Physics > Physics and Society
[Submitted on 10 Dec 2025 (this version), latest version 13 Jan 2026 (v4)]
Title:Functional Percolation: A Perspective on Criticality of Form and Function
View PDF HTML (experimental)Abstract:Understanding the physical constraints and minimal conditions that enable information processing in extended systems remains a central challenge across disciplines, from neuroscience and artificial intelligence to social and physical networks. Here we study how network connectivity both limits and enables information processing by analyzing random networks across the structural percolation transition. Using cascade-mediated dynamics as a minimal and universal mechanism for propagating state-dependent responses, we examine structural, functional, and information-theoretic observables as functions of mean degree in Erdos-Renyi networks. We find that the emergence of a giant connected component coincides with a sharp transition in realizable information processing: complex input-output response functions become accessible, functional diversity increases rapidly, output entropy rises, and directed information flow quantified by transfer entropy extends beyond local neighborhoods. These coincident transitions define a regime of functional percolation, referring to a sharp expansion of the space of realizable input-output functions at the structural percolation transition.
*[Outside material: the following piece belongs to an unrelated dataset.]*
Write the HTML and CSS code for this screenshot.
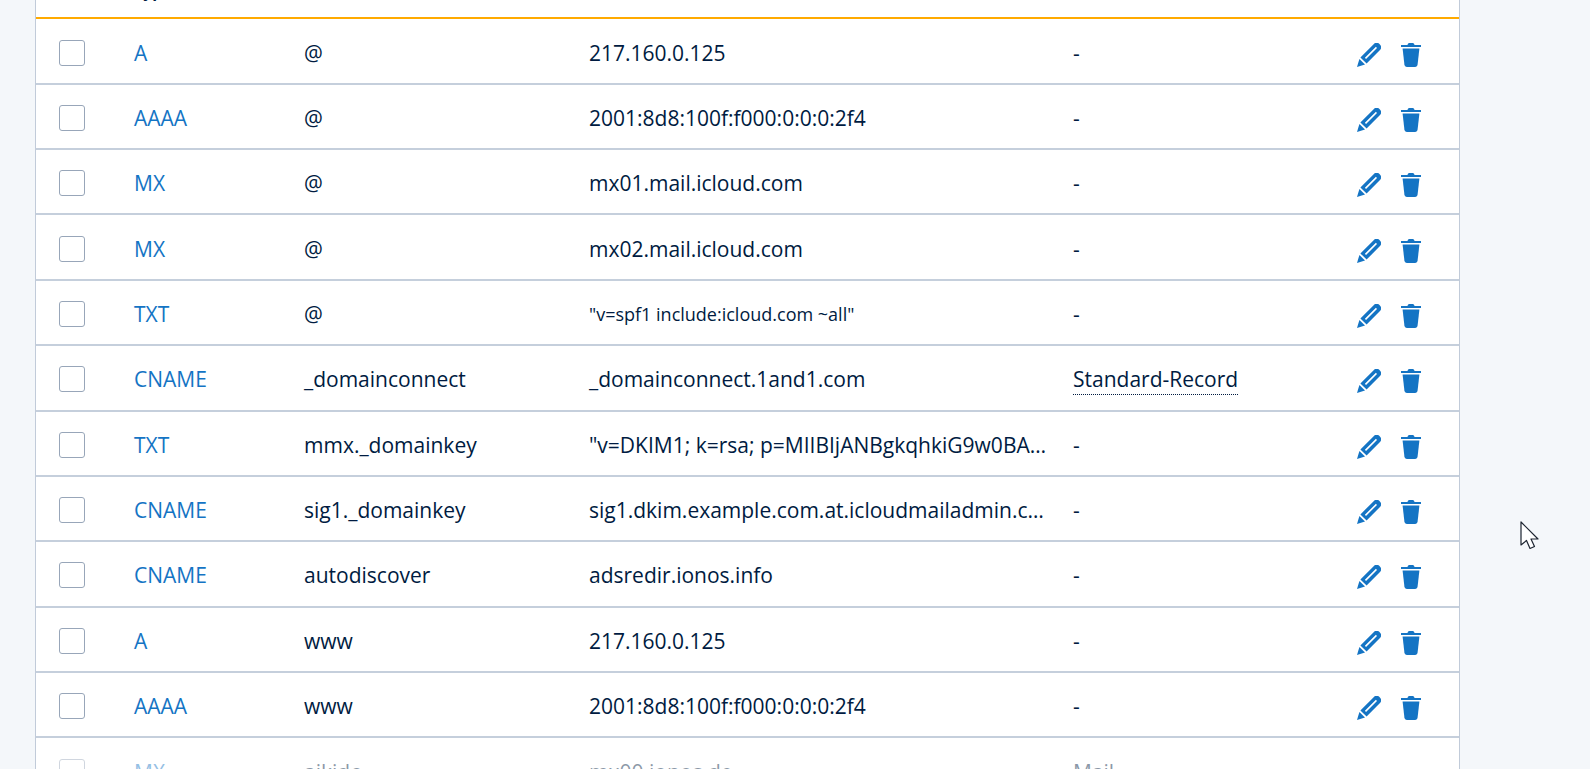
FILE: index.html
```html
<!DOCTYPE html>
<html lang="de">
<head>
<meta charset="utf-8">
<title>DNS</title>
<link rel="stylesheet" href="styles.css">
</head>
<body>
<svg class="defs" width="0" height="0" aria-hidden="true">
  <symbol id="pen" viewBox="0 0 24 24">
    <path d="M0 24 2.4 16 8 21.6Z"/>
    <path fill-rule="evenodd" d="M3.4 14.4 16.9.9C18.6-.6 20.7-.6 22.2.8L23.1 1.7C24.6 3.2 24.6 5.4 23 7L9.6 20.6ZM7.9 14.8 9 15.9 20 4.9 18.9 3.8Z"/>
  </symbol>
  <symbol id="bin" viewBox="0 0 20 24">
    <path d="M6.5 2C6.8.6 7.6 0 8.6 0H11.4C12.4 0 13.2.6 13.5 2H20V4H0V2Z"/>
    <path d="M1.6 5.6H18.4L16.6 21.6C16.4 23.2 15.5 24 14 24H6C4.5 24 3.6 23.2 3.4 21.6Z"/>
  </symbol>
</svg>
<main class="table">
  <div class="row head"><span class="cell-check"></span><span class="type-head">Typ</span><span></span><span></span><span></span><span></span></div>

  <div class="row"><span class="cell-check"><span class="box"></span></span><a class="type">A</a><span>@</span><span>217.160.0.125</span><span>-</span><span class="acts"><svg class="pen"><use href="#pen"/></svg><svg class="bin"><use href="#bin"/></svg></span></div>
  <div class="row"><span class="cell-check"><span class="box"></span></span><a class="type">AAAA</a><span>@</span><span>2001:8d8:100f:f000:0:0:0:2f4</span><span>-</span><span class="acts"><svg class="pen"><use href="#pen"/></svg><svg class="bin"><use href="#bin"/></svg></span></div>
  <div class="row"><span class="cell-check"><span class="box"></span></span><a class="type">MX</a><span>@</span><span>mx01.mail.icloud.com</span><span>-</span><span class="acts"><svg class="pen"><use href="#pen"/></svg><svg class="bin"><use href="#bin"/></svg></span></div>
  <div class="row"><span class="cell-check"><span class="box"></span></span><a class="type">MX</a><span>@</span><span>mx02.mail.icloud.com</span><span>-</span><span class="acts"><svg class="pen"><use href="#pen"/></svg><svg class="bin"><use href="#bin"/></svg></span></div>
  <div class="row"><span class="cell-check"><span class="box"></span></span><a class="type">TXT</a><span>@</span><span class="small">"v=spf1 include:icloud.com ~all"</span><span>-</span><span class="acts"><svg class="pen"><use href="#pen"/></svg><svg class="bin"><use href="#bin"/></svg></span></div>
  <div class="row"><span class="cell-check"><span class="box"></span></span><a class="type">CNAME</a><span>_domainconnect</span><span>_domainconnect.1and1.com</span><span><span class="note">Standard-Record</span></span><span class="acts"><svg class="pen"><use href="#pen"/></svg><svg class="bin"><use href="#bin"/></svg></span></div>
  <div class="row"><span class="cell-check"><span class="box"></span></span><a class="type">TXT</a><span>mmx._domainkey</span><span class="clip">"v=DKIM1; k=rsa; p=MIIBIjANBgkqhkiG9w0BAQEFAAOCAQ8A</span><span>-</span><span class="acts"><svg class="pen"><use href="#pen"/></svg><svg class="bin"><use href="#bin"/></svg></span></div>
  <div class="row"><span class="cell-check"><span class="box"></span></span><a class="type">CNAME</a><span>sig1._domainkey</span><span class="clip">sig1.dkim.example.com.at.icloudmailadmin.com</span><span>-</span><span class="acts"><svg class="pen"><use href="#pen"/></svg><svg class="bin"><use href="#bin"/></svg></span></div>
  <div class="row"><span class="cell-check"><span class="box"></span></span><a class="type">CNAME</a><span>autodiscover</span><span>adsredir.ionos.info</span><span>-</span><span class="acts"><svg class="pen"><use href="#pen"/></svg><svg class="bin"><use href="#bin"/></svg></span></div>
  <div class="row"><span class="cell-check"><span class="box"></span></span><a class="type">A</a><span>www</span><span>217.160.0.125</span><span>-</span><span class="acts"><svg class="pen"><use href="#pen"/></svg><svg class="bin"><use href="#bin"/></svg></span></div>
  <div class="row"><span class="cell-check"><span class="box"></span></span><a class="type">AAAA</a><span>www</span><span>2001:8d8:100f:f000:0:0:0:2f4</span><span>-</span><span class="acts"><svg class="pen"><use href="#pen"/></svg><svg class="bin"><use href="#bin"/></svg></span></div>
  <div class="row faded"><span class="cell-check"><span class="box"></span></span><a class="type">MX</a><span>aikido</span><span>mx00.ionos.de</span><span>Mail</span><span class="acts"></span></div>
</main>
<svg class="cursor" viewBox="0 0 19 29" width="19" height="29" aria-hidden="true">
  <path d="M1 1V24L6.5 19.5 10 27.5 14.5 25.5 11 18H18Z" fill="#fff" stroke="#1c2430" stroke-width="1.2" stroke-linejoin="round"/>
</svg>
</body>
</html>
```
FILE: styles.css
```css
* { box-sizing: border-box; }
html, body { height: 100%; }
body {
  margin: 0;
  overflow: hidden;
  background: #f4f7fa;
  color: #001b41;
  font-family: "Open Sans", "Liberation Sans", sans-serif;
  font-size: 21px;
}
.defs { position: absolute; }
.table {
  width: 1425px;
  margin-left: 35px;
  margin-top: -30px;
  background: #fff;
  border-left: 1px solid #c1cbd9;
  border-right: 1px solid #c1cbd9;
}
.row {
  display: grid;
  grid-template-columns: 98px 170px 285px 484px 252px 1fr;
  align-items: center;
  height: 65.36px;
  border-bottom: 2px solid #c5cfdc;
  padding-top: 3px;
}
.row > span { min-width: 0; }
.head {
  height: 49.4px;
  align-items: end;
  border-bottom: 2px solid #ffaa00;
  padding-top: 0;
  padding-bottom: 18px;
  line-height: 1;
}
.type-head { font-weight: 700; font-size: 16px; }
.cell-check { padding-left: 23px; display: flex; }
.box {
  display: block;
  width: 26px;
  height: 26px;
  border: 1px solid #98a6b9;
  border-radius: 3px;
  background: #fff;
}
.type { color: #1474c4; }
.small { font-size: 18px; }
.clip {
  white-space: nowrap;
  overflow: hidden;
  text-overflow: ellipsis;
  padding-right: 26px;
}
.note { border-bottom: 1px dotted #001b41; padding-bottom: 1px; }
.acts {
  display: flex;
  align-items: center;
  gap: 20px;
  padding-left: 32px;
  margin-top: 4px;
}
.pen { width: 24px; height: 24px; fill: #1474c4; }
.bin { width: 20px; height: 24px; fill: #1474c4; }
.faded > * { opacity: .45; }
.cursor { position: absolute; left: 1520px; top: 521px; }
```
Near criticality, networks exhibit a Pareto-optimal tradeoff between functional complexity and diversity, suggesting that percolation criticality provides a universal organizing principle for information processing in systems with local interactions and propagating influences.
Submission history
From: Galen Wilkerson [view email][v1] Wed, 10 Dec 2025 05:05:10 UTC (358 KB)
[v2] Thu, 11 Dec 2025 02:55:57 UTC (352 KB)
[v3] Wed, 17 Dec 2025 16:20:34 UTC (359 KB)
[v4] Tue, 13 Jan 2026 07:27:27 UTC (359 KB)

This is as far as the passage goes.